Mortgage write-downs continue to plague the financial markets today with no end in sight. As the mortgage market continues to roil in turmoil, more and more experts have suggested that the housing depression will go deeper and last longer than previously expected. Low interest rates do not seem to be enough to spark a housing revitalization.
The Housing Market
The housing market began its downward spiral over a year ago. Cracking fundamentals finally gave way about six month ago, leading to the decline the United States and Europe find themselves in today.
Housing is experiencing two fundamental problems. The value equation represents the first problem. Purchasing a home requires a larger portion of income than ever before. While a home might have accounted for 50% of a new homeowner’s income 10 years ago, that number now is more like 70-75%. This significantly increases the probability of default. Homeowners simply cannot save enough for a rainy day. On top of that economic clouds are swirling and some homeowners are already in the eye of the storm.
Market perception and consumer confidence make up the second issue. Consumers have made up their minds that housing is finally too expensive and that recession fears are real. This expectation of a price decline keeps buyers out of the market. Supply and demand takes over after that and all of sudden housing stocks rise to record highs and prices begin dropping at a record pace.
Mortgage terms represent the third dark horse stalking the market. With an increase in consumer defaults and a faltering economy, mortgage lenders and banks have to be more judicious about where they deploy their capital. This means tighter lending restrictions, higher downpayment requirements, and a generally tougher loan market despite a record low Federal Funds Rate.
Turning around the Residential Market
Eventually two of the three issues plaguing the housing market have to change. Unfortunately these issues will not change overnight. Honestly, these issues take months and perhaps years to correct themselves. With supply and prices at record levels, buyers could be sitting on the sidelines for well over a year before even considering re-entry into most markets.
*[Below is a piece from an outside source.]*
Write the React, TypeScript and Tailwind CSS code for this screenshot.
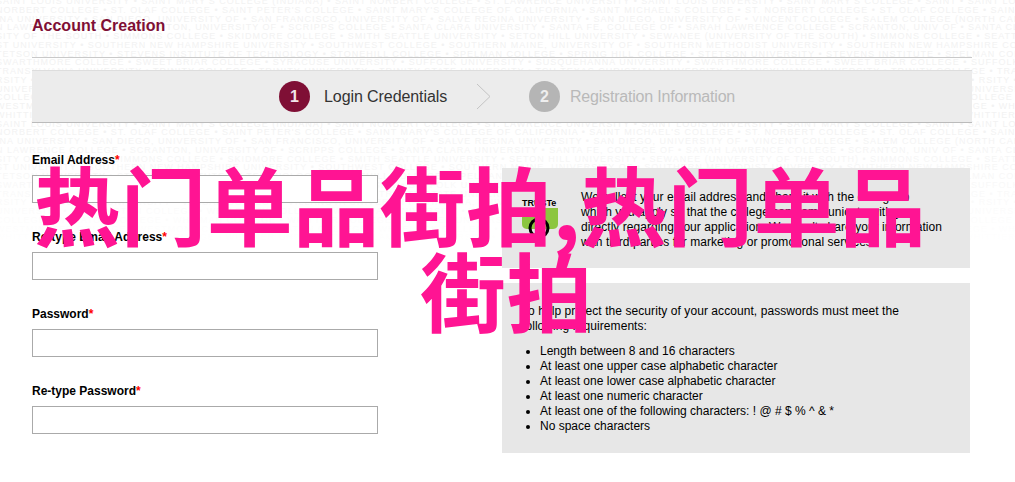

Now that consumers have been sold on the fact that the United States is in a recession, it will be a very hard sell to get them out of their bunker mentality. As negative data continues to pour in over the near future, they will only develop more resolve to save and hold off major purchases. Without substantial change in these two problems, expect the mortgage market to hold firm on their lending standards and the housing market to remain in a rut.